Ironi Hukum dalam Kasus 11 Masyarakat Adat Maba Sangaji

Ketika Hutan Hijau Dihabisi di Atas Meja Hijau

Madyatama SY. Failisa

Jika di ekuador ada faham Pachamama maka di Inndonesia sendiri  ada “Ibu Pertiwi”, adalah yang paling sakral. Ia bukan sekadar simbol nasionalisme, melainkan pengakuan kultural bahwa tanah ini adalah sosok yang harus dicintai, dirawat, dan dibela layaknya seorang ibu.

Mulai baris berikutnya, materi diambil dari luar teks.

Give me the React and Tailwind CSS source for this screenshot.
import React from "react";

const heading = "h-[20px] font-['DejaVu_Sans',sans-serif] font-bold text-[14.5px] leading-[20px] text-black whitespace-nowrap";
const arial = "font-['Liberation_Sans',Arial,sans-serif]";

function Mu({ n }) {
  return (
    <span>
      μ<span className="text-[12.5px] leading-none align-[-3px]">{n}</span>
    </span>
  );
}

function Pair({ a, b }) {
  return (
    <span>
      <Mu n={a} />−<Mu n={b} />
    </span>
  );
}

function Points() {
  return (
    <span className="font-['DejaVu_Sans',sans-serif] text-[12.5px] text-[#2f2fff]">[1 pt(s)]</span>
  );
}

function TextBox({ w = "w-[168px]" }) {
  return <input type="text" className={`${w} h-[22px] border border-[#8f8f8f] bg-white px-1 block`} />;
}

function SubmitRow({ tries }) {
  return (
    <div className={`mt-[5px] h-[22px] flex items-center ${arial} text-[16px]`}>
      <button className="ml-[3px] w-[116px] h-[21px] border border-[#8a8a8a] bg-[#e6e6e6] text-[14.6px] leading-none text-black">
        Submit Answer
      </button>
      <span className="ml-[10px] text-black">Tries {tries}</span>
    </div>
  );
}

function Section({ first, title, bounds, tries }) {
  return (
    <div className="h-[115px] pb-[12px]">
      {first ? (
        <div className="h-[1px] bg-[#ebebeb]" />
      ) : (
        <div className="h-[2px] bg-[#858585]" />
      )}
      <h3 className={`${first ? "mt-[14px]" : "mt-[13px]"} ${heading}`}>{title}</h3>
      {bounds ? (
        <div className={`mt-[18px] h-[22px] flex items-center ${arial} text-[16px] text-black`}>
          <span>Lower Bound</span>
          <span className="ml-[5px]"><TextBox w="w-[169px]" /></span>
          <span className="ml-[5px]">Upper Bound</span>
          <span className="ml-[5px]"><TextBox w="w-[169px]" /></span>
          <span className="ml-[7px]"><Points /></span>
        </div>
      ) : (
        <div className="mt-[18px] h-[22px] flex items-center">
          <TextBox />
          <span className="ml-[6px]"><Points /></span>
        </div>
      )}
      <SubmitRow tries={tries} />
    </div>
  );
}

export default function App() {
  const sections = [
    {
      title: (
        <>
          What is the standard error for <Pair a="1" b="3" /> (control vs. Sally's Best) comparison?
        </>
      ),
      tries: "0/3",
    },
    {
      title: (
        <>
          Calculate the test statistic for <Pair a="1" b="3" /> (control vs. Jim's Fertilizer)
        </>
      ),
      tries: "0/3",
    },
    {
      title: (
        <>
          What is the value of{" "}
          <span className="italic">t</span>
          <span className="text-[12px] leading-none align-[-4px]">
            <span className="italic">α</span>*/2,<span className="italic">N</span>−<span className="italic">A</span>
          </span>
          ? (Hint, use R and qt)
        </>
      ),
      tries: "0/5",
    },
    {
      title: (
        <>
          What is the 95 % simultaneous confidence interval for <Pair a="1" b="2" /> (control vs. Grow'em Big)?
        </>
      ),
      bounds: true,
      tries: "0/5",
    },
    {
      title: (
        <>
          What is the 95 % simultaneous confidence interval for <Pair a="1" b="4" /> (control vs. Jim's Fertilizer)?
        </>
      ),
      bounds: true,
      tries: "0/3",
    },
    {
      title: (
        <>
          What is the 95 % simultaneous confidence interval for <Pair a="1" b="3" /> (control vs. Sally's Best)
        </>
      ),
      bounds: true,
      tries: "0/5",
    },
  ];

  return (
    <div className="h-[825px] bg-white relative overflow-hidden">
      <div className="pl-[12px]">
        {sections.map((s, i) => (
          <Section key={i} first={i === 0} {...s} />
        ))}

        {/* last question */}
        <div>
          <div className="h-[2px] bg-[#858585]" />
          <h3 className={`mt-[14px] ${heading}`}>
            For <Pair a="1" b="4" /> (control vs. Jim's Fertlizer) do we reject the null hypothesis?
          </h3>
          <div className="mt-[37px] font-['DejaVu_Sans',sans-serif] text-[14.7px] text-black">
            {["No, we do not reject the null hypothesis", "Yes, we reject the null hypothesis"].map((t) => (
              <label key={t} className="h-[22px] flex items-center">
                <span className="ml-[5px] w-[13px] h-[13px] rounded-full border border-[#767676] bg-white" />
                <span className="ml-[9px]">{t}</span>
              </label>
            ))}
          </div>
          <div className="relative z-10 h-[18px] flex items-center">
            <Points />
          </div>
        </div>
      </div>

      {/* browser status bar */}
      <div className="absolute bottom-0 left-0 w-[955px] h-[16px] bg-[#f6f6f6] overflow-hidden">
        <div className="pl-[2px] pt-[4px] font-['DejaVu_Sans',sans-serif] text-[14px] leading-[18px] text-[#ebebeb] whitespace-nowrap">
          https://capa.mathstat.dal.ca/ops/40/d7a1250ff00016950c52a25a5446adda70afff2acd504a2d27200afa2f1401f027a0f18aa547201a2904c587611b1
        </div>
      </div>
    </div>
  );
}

Dan kalau tanah air ini disebut ibu, maka tak ada logika yang membenarkan seseorang dihukum karena membela ibunya sendiri. Betapa ganjil sebuah negara yang bangga menyanyikan lagu “Ibu Pertiwi” di setiap upacara.

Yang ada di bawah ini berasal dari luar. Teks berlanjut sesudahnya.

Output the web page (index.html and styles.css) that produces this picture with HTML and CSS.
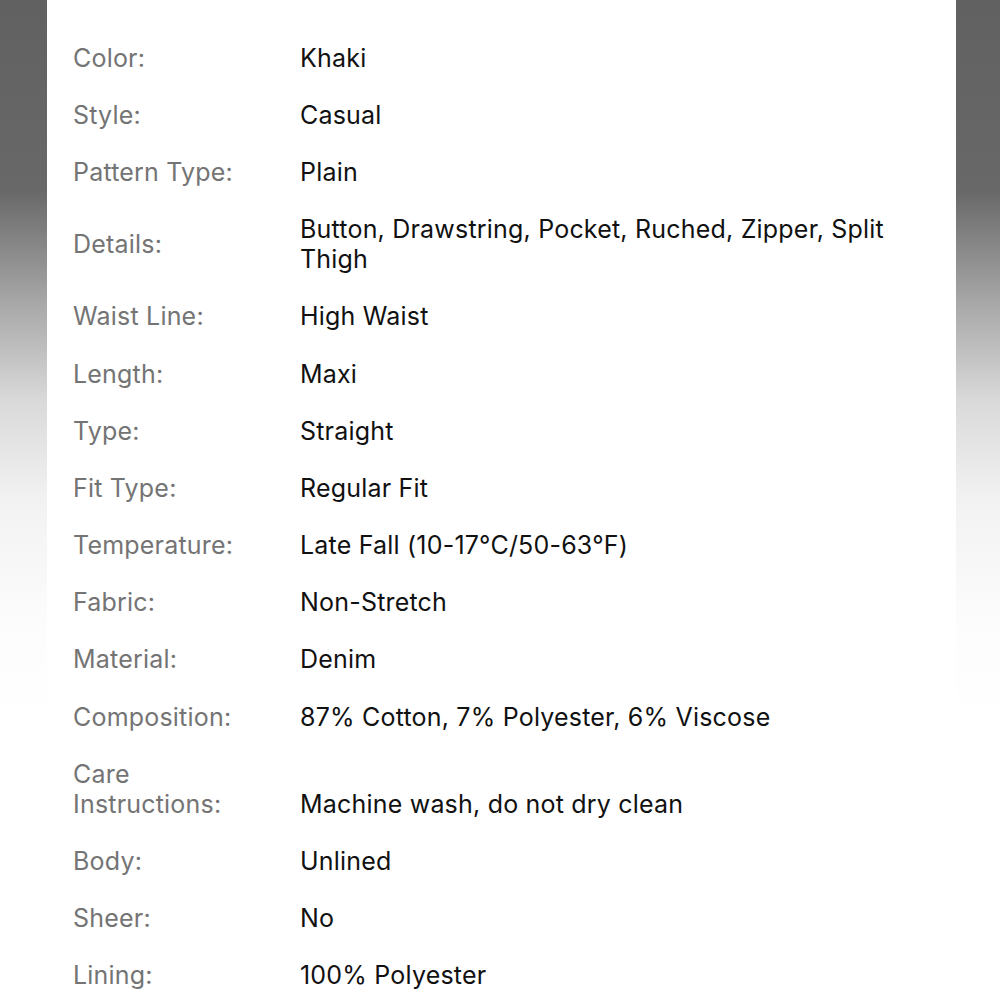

Namun di saat yang sama memenjarakan anak-anak Ibu Pertiwi yang menjaga napasnya di hutan-hutan adat Maba. Apakah cinta pada ibu kini juga harus melalui izin negara?

Lihatlah bagaimana dunia lain sudah bergerak: di Selandia Baru, sungai diberi hak hukum; di Kolombia, Hutan Amazon diakui sebagai entitas hukum; bahkan di India, Sungai Gangga diangkat sebagai “legal person.”

Namun di Indonesia, yang diberi “hak hukum” justru korporasi tambang, bukan hutan yang mereka rusak. Ironi ini menampar kita dengan keras: bahwa di negeri yang katanya menjunjung keadilan sosial, yang diadili justru para penjaga kehidupan.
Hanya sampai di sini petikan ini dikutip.